Make an exact copy of the data below, leaving out every picture.
::: RECORDED DATA :::
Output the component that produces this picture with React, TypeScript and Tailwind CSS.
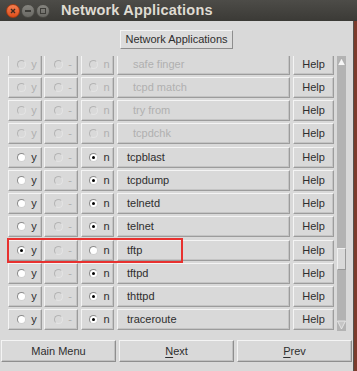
import React from 'react';

type Row = { name: string; disabled?: boolean; sel?: 'y' | 'n' };

const rows: Row[] = [
  { name: 'safe finger', disabled: true },
  { name: 'tcpd match', disabled: true },
  { name: 'try from', disabled: true },
  { name: 'tcpdchk', disabled: true },
  { name: 'tcpblast', sel: 'n' },
  { name: 'tcpdump', sel: 'n' },
  { name: 'telnetd', sel: 'n' },
  { name: 'telnet', sel: 'n' },
  { name: 'tftp', sel: 'y' },
  { name: 'tftpd', sel: 'n' },
  { name: 'thttpd', sel: 'n' },
  { name: 'traceroute', sel: 'n' },
];

const cell =
  'h-full bg-[#d9d9d9] border border-t-[#f4f4f4] border-l-[#f4f4f4] border-b-[#9c9c9c] border-r-[#9c9c9c] shadow-[inset_-1px_-1px_0_#c4c4c4]';

function Radio({ on, disabled }: { on?: boolean; disabled?: boolean }) {
  if (disabled) {
    return (
      <span className="w-[9px] h-[9px] rounded-full border border-[#b4b4b4] border-r-[#e4e4e4] border-b-[#e4e4e4] bg-[#d9d9d9]" />
    );
  }
  return (
    <span className="w-[9px] h-[9px] rounded-full border border-[#8a8a8a] border-r-[#d0d0d0] border-b-[#d0d0d0] bg-white flex items-center justify-center">
      {on && <span className="w-[3px] h-[3px] rounded-full bg-black" />}
    </span>
  );
}

function Choice({
  label,
  on,
  disabled,
  width,
}: {
  label: string;
  on?: boolean;
  disabled?: boolean;
  width: string;
}) {
  return (
    <div className={`${cell} ${width} flex items-center justify-center gap-[5px] pl-[4px]`}>
      <Radio on={on} disabled={disabled} />
      <span className={disabled ? 'text-[#b0b0b0]' : 'text-[#2e2e2e]'}>{label}</span>
    </div>
  );
}

function WinButton({ children, className }: { children: React.ReactNode; className: string }) {
  return (
    <div className={`w-[14px] h-[14px] rounded-full flex items-center justify-center ${className}`}>
      {children}
    </div>
  );
}

function BottomButton({ children }: { children: React.ReactNode }) {
  return (
    <button className="w-[115px] h-[22px] bg-[#d9d9d9] border border-t-[#f4f4f4] border-l-[#f4f4f4] border-b-[#8e8e8e] border-r-[#8e8e8e] shadow-[inset_-1px_-1px_0_#c0c0c0] text-[#2e2e2e] flex items-center justify-center">
      {children}
    </button>
  );
}

export default function App() {
  return (
    <div
      className="w-[357px] h-[371px] bg-[#7c3b2c] overflow-hidden flex flex-col text-[11px] leading-none"
      style={{ fontFamily: '"Liberation Sans", Arial, sans-serif' }}
    >
      {/* Title bar */}
      <div className="h-[21px] w-full bg-gradient-to-b from-[#4d4c48] to-[#3b3a36] flex items-center pl-[6px] shrink-0">
        <div className="flex items-center gap-0">
          <WinButton className="bg-gradient-to-b from-[#f47f50] to-[#df4d18] border border-[#a63b12]">
            <svg width="6" height="6" viewBox="0 0 6 6">
              <path d="M1 1L5 5M5 1L1 5" stroke="#3c2a20" strokeWidth="1.4" />
            </svg>
          </WinButton>
          <WinButton className="ml-[1px] bg-gradient-to-b from-[#85847f] to-[#6a6964] border border-[#4a4944]">
            <span className="w-[6px] h-[2px] bg-[#3e3d39]" />
          </WinButton>
          <WinButton className="ml-[1px] bg-gradient-to-b from-[#85847f] to-[#6a6964] border border-[#4a4944]">
            <span className="w-[6px] h-[6px] border-[1.5px] border-[#3e3d39]" />
          </WinButton>
        </div>
        <span className="ml-[11px] text-[14.5px] font-bold text-[#dfdbd2] tracking-[0.2px]">
          Network Applications
        </span>
      </div>

      {/* Window body */}
      <div className="relative w-[354px] flex-1 bg-[#d9d9d9] border-r border-[#55524d] flex flex-col">
        <div className="h-[35px] flex items-center justify-center shrink-0 pt-[2px]">
          <button className="w-[113px] h-[19px] bg-[#dcdcdc] border border-t-[#f4f4f4] border-l-[#f4f4f4] border-b-[#8e8e8e] border-r-[#8e8e8e] text-[#2e2e2e] flex items-center justify-center">
            Network Applications
          </button>
        </div>

        {/* List */}
        <div className="h-[275px] flex shrink-0">
          <div className="w-[8px]" />
          <div className="w-[326px] overflow-hidden">
            <div className="-mt-[2.5px] flex flex-col gap-[2.25px]">
              {rows.map((r) => (
                <div key={r.name} className="h-[21px] flex">
                  <Choice label="y" width="w-[34px]" on={r.sel === 'y'} disabled={r.disabled} />
                  <div className="w-[2px]" />
                  <Choice label="-" width="w-[34px]" disabled />
                  <div className="w-[3px]" />
                  <Choice label="n" width="w-[33px]" on={r.sel === 'n'} disabled={r.disabled} />
                  <div className="w-[3px]" />
                  <div
                    className={`${cell} w-[173px] flex items-center ${
                      r.disabled ? 'pl-[15px] text-[#b0b0b0]' : 'pl-[9px] text-[#2e2e2e]'
                    }`}
                  >
                    {r.name}
                  </div>
                  <div className="w-[3px]" />
                  <div className={`${cell} w-[41px] flex items-center justify-center text-[#2e2e2e]`}>
                    Help
                  </div>
                </div>
              ))}
            </div>
          </div>
          {/* Scrollbar */}
          <div className="w-[3px]" />
          <div className="w-[9px] h-full bg-[#b3b3b3] flex flex-col items-center justify-between pt-[1px] pb-[1px] relative">
            <svg width="9" height="9" viewBox="0 0 9 9">
              <path d="M4.5 1L8.5 8.5H0.5Z" fill="#f6f6f6" stroke="#a0a0a0" strokeWidth="0.6" />
            </svg>
            <div className="absolute left-0 top-[192px] w-[9px] h-[22px] bg-[#d9d9d9] border border-t-[#f0f0f0] border-l-[#f0f0f0] border-b-[#999999] border-r-[#999999]" />
            <svg width="9" height="10" viewBox="0 0 9 10">
              <path d="M0.5 1H8.5L4.5 9Z" fill="#c6c6c6" stroke="#eeeeee" strokeWidth="0.8" />
            </svg>
          </div>
        </div>

        {/* Bottom buttons */}
        <div className="mt-[9px] flex gap-[3px] pl-[1px]">
          <BottomButton>Main Menu</BottomButton>
          <BottomButton>
            <span>
              <span className="underline underline-offset-2">N</span>ext
            </span>
          </BottomButton>
          <BottomButton>
            <span>
              <span className="underline underline-offset-2">P</span>rev
            </span>
          </BottomButton>
        </div>

        {/* Highlight box */}
        <div className="absolute left-[7px] top-[217px] w-[176px] h-[25px] border-2 border-[#e8312f]" />
      </div>
    </div>
  );
}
:::
◆ **RESULT OF THIS EXERCISE**
Output the component that produces this picture with React, TypeScript and Tailwind CSS.
import React from 'react';

type Row = { name: string; disabled?: boolean; sel?: 'y' | 'n' };

const rows: Row[] = [
  { name: 'safe finger', disabled: true },
  { name: 'tcpd match', disabled: true },
  { name: 'try from', disabled: true },
  { name: 'tcpdchk', disabled: true },
  { name: 'tcpblast', sel: 'n' },
  { name: 'tcpdump', sel: 'n' },
  { name: 'telnetd', sel: 'n' },
  { name: 'telnet', sel: 'n' },
  { name: 'tftp', sel: 'y' },
  { name: 'tftpd', sel: 'n' },
  { name: 'thttpd', sel: 'n' },
  { name: 'traceroute', sel: 'n' },
];

const cell =
  'h-full bg-[#d9d9d9] border border-t-[#f4f4f4] border-l-[#f4f4f4] border-b-[#9c9c9c] border-r-[#9c9c9c] shadow-[inset_-1px_-1px_0_#c4c4c4]';

function Radio({ on, disabled }: { on?: boolean; disabled?: boolean }) {
  if (disabled) {
    return (
      <span className="w-[9px] h-[9px] rounded-full border border-[#b4b4b4] border-r-[#e4e4e4] border-b-[#e4e4e4] bg-[#d9d9d9]" />
    );
  }
  return (
    <span className="w-[9px] h-[9px] rounded-full border border-[#8a8a8a] border-r-[#d0d0d0] border-b-[#d0d0d0] bg-white flex items-center justify-center">
      {on && <span className="w-[3px] h-[3px] rounded-full bg-black" />}
    </span>
  );
}

function Choice({
  label,
  on,
  disabled,
  width,
}: {
  label: string;
  on?: boolean;
  disabled?: boolean;
  width: string;
}) {
  return (
    <div className={`${cell} ${width} flex items-center justify-center gap-[5px] pl-[4px]`}>
      <Radio on={on} disabled={disabled} />
      <span className={disabled ? 'text-[#b0b0b0]' : 'text-[#2e2e2e]'}>{label}</span>
    </div>
  );
}

function WinButton({ children, className }: { children: React.ReactNode; className: string }) {
  return (
    <div className={`w-[14px] h-[14px] rounded-full flex items-center justify-center ${className}`}>
      {children}
    </div>
  );
}

function BottomButton({ children }: { children: React.ReactNode }) {
  return (
    <button className="w-[115px] h-[22px] bg-[#d9d9d9] border border-t-[#f4f4f4] border-l-[#f4f4f4] border-b-[#8e8e8e] border-r-[#8e8e8e] shadow-[inset_-1px_-1px_0_#c0c0c0] text-[#2e2e2e] flex items-center justify-center">
      {children}
    </button>
  );
}

export default function App() {
  return (
    <div
      className="w-[357px] h-[371px] bg-[#7c3b2c] overflow-hidden flex flex-col text-[11px] leading-none"
      style={{ fontFamily: '"Liberation Sans", Arial, sans-serif' }}
    >
      {/* Title bar */}
      <div className="h-[21px] w-full bg-gradient-to-b from-[#4d4c48] to-[#3b3a36] flex items-center pl-[6px] shrink-0">
        <div className="flex items-center gap-0">
          <WinButton className="bg-gradient-to-b from-[#f47f50] to-[#df4d18] border border-[#a63b12]">
            <svg width="6" height="6" viewBox="0 0 6 6">
              <path d="M1 1L5 5M5 1L1 5" stroke="#3c2a20" strokeWidth="1.4" />
            </svg>
          </WinButton>
          <WinButton className="ml-[1px] bg-gradient-to-b from-[#85847f] to-[#6a6964] border border-[#4a4944]">
            <span className="w-[6px] h-[2px] bg-[#3e3d39]" />
          </WinButton>
          <WinButton className="ml-[1px] bg-gradient-to-b from-[#85847f] to-[#6a6964] border border-[#4a4944]">
            <span className="w-[6px] h-[6px] border-[1.5px] border-[#3e3d39]" />
          </WinButton>
        </div>
        <span className="ml-[11px] text-[14.5px] font-bold text-[#dfdbd2] tracking-[0.2px]">
          Network Applications
        </span>
      </div>

      {/* Window body */}
      <div className="relative w-[354px] flex-1 bg-[#d9d9d9] border-r border-[#55524d] flex flex-col">
        <div className="h-[35px] flex items-center justify-center shrink-0 pt-[2px]">
          <button className="w-[113px] h-[19px] bg-[#dcdcdc] border border-t-[#f4f4f4] border-l-[#f4f4f4] border-b-[#8e8e8e] border-r-[#8e8e8e] text-[#2e2e2e] flex items-center justify-center">
            Network Applications
          </button>
        </div>

        {/* List */}
        <div className="h-[275px] flex shrink-0">
          <div className="w-[8px]" />
          <div className="w-[326px] overflow-hidden">
            <div className="-mt-[2.5px] flex flex-col gap-[2.25px]">
              {rows.map((r) => (
                <div key={r.name} className="h-[21px] flex">
                  <Choice label="y" width="w-[34px]" on={r.sel === 'y'} disabled={r.disabled} />
                  <div className="w-[2px]" />
                  <Choice label="-" width="w-[34px]" disabled />
                  <div className="w-[3px]" />
                  <Choice label="n" width="w-[33px]" on={r.sel === 'n'} disabled={r.disabled} />
                  <div className="w-[3px]" />
                  <div
                    className={`${cell} w-[173px] flex items-center ${
                      r.disabled ? 'pl-[15px] text-[#b0b0b0]' : 'pl-[9px] text-[#2e2e2e]'
                    }`}
                  >
                    {r.name}
                  </div>
                  <div className="w-[3px]" />
                  <div className={`${cell} w-[41px] flex items-center justify-center text-[#2e2e2e]`}>
                    Help
                  </div>
                </div>
              ))}
            </div>
          </div>
          {/* Scrollbar */}
          <div className="w-[3px]" />
          <div className="w-[9px] h-full bg-[#b3b3b3] flex flex-col items-center justify-between pt-[1px] pb-[1px] relative">
            <svg width="9" height="9" viewBox="0 0 9 9">
              <path d="M4.5 1L8.5 8.5H0.5Z" fill="#f6f6f6" stroke="#a0a0a0" strokeWidth="0.6" />
            </svg>
            <div className="absolute left-0 top-[192px] w-[9px] h-[22px] bg-[#d9d9d9] border border-t-[#f0f0f0] border-l-[#f0f0f0] border-b-[#999999] border-r-[#999999]" />
            <svg width="9" height="10" viewBox="0 0 9 10">
              <path d="M0.5 1H8.5L4.5 9Z" fill="#c6c6c6" stroke="#eeeeee" strokeWidth="0.8" />
            </svg>
          </div>
        </div>

        {/* Bottom buttons */}
        <div className="mt-[9px] flex gap-[3px] pl-[1px]">
          <BottomButton>Main Menu</BottomButton>
          <BottomButton>
            <span>
              <span className="underline underline-offset-2">N</span>ext
            </span>
          </BottomButton>
          <BottomButton>
            <span>
              <span className="underline underline-offset-2">P</span>rev
            </span>
          </BottomButton>
        </div>

        {/* Highlight box */}
        <div className="absolute left-[7px] top-[217px] w-[176px] h-[25px] border-2 border-[#e8312f]" />
      </div>
    </div>
  );
}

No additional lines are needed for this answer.